§ What the task requires: Repeat the whole listing exactly as written.

§ Information shown:
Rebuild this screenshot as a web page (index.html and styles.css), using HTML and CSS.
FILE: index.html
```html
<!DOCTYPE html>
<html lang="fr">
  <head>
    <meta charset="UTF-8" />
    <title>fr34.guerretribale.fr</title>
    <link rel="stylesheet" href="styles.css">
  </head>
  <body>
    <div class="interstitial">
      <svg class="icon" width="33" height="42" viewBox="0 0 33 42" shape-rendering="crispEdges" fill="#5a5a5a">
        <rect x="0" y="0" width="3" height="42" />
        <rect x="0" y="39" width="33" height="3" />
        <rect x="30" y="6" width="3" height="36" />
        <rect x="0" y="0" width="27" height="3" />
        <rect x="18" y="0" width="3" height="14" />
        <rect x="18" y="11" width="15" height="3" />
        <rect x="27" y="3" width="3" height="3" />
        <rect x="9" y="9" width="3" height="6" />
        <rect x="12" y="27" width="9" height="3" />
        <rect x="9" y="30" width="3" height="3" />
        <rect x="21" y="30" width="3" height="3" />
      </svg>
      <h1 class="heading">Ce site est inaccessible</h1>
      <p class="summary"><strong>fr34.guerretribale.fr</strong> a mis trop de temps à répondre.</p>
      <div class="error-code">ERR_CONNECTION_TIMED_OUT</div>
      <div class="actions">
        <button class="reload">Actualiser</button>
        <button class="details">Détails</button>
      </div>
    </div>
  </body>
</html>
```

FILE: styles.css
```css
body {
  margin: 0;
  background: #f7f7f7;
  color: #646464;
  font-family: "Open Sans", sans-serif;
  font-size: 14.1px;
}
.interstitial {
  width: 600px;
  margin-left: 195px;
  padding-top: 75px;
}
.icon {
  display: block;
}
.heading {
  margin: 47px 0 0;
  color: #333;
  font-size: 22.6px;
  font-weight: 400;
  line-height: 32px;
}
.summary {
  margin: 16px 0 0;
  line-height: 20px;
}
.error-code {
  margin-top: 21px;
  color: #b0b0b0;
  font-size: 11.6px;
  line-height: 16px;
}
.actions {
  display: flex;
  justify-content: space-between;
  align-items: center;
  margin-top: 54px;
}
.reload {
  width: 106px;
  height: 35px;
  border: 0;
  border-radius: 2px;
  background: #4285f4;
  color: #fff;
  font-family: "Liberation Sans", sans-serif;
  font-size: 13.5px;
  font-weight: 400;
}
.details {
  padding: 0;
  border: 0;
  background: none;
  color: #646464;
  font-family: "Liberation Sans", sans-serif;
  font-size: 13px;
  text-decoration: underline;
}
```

§ Answer to the exercise:
Rebuild this screenshot as a web page (index.html and styles.css), using HTML and CSS.
FILE: index.html
```html
<!DOCTYPE html>
<html lang="fr">
  <head>
    <meta charset="UTF-8" />
    <title>fr34.guerretribale.fr</title>
    <link rel="stylesheet" href="styles.css">
  </head>
  <body>
    <div class="interstitial">
      <svg class="icon" width="33" height="42" viewBox="0 0 33 42" shape-rendering="crispEdges" fill="#5a5a5a">
        <rect x="0" y="0" width="3" height="42" />
        <rect x="0" y="39" width="33" height="3" />
        <rect x="30" y="6" width="3" height="36" />
        <rect x="0" y="0" width="27" height="3" />
        <rect x="18" y="0" width="3" height="14" />
        <rect x="18" y="11" width="15" height="3" />
        <rect x="27" y="3" width="3" height="3" />
        <rect x="9" y="9" width="3" height="6" />
        <rect x="12" y="27" width="9" height="3" />
        <rect x="9" y="30" width="3" height="3" />
        <rect x="21" y="30" width="3" height="3" />
      </svg>
      <h1 class="heading">Ce site est inaccessible</h1>
      <p class="summary"><strong>fr34.guerretribale.fr</strong> a mis trop de temps à répondre.</p>
      <div class="error-code">ERR_CONNECTION_TIMED_OUT</div>
      <div class="actions">
        <button class="reload">Actualiser</button>
        <button class="details">Détails</button>
      </div>
    </div>
  </body>
</html>
```

FILE: styles.css
```css
body {
  margin: 0;
  background: #f7f7f7;
  color: #646464;
  font-family: "Open Sans", sans-serif;
  font-size: 14.1px;
}
.interstitial {
  width: 600px;
  margin-left: 195px;
  padding-top: 75px;
}
.icon {
  display: block;
}
.heading {
  margin: 47px 0 0;
  color: #333;
  font-size: 22.6px;
  font-weight: 400;
  line-height: 32px;
}
.summary {
  margin: 16px 0 0;
  line-height: 20px;
}
.error-code {
  margin-top: 21px;
  color: #b0b0b0;
  font-size: 11.6px;
  line-height: 16px;
}
.actions {
  display: flex;
  justify-content: space-between;
  align-items: center;
  margin-top: 54px;
}
.reload {
  width: 106px;
  height: 35px;
  border: 0;
  border-radius: 2px;
  background: #4285f4;
  color: #fff;
  font-family: "Liberation Sans", sans-serif;
  font-size: 13.5px;
  font-weight: 400;
}
.details {
  padding: 0;
  border: 0;
  background: none;
  color: #646464;
  font-family: "Liberation Sans", sans-serif;
  font-size: 13px;
  text-decoration: underline;
}
```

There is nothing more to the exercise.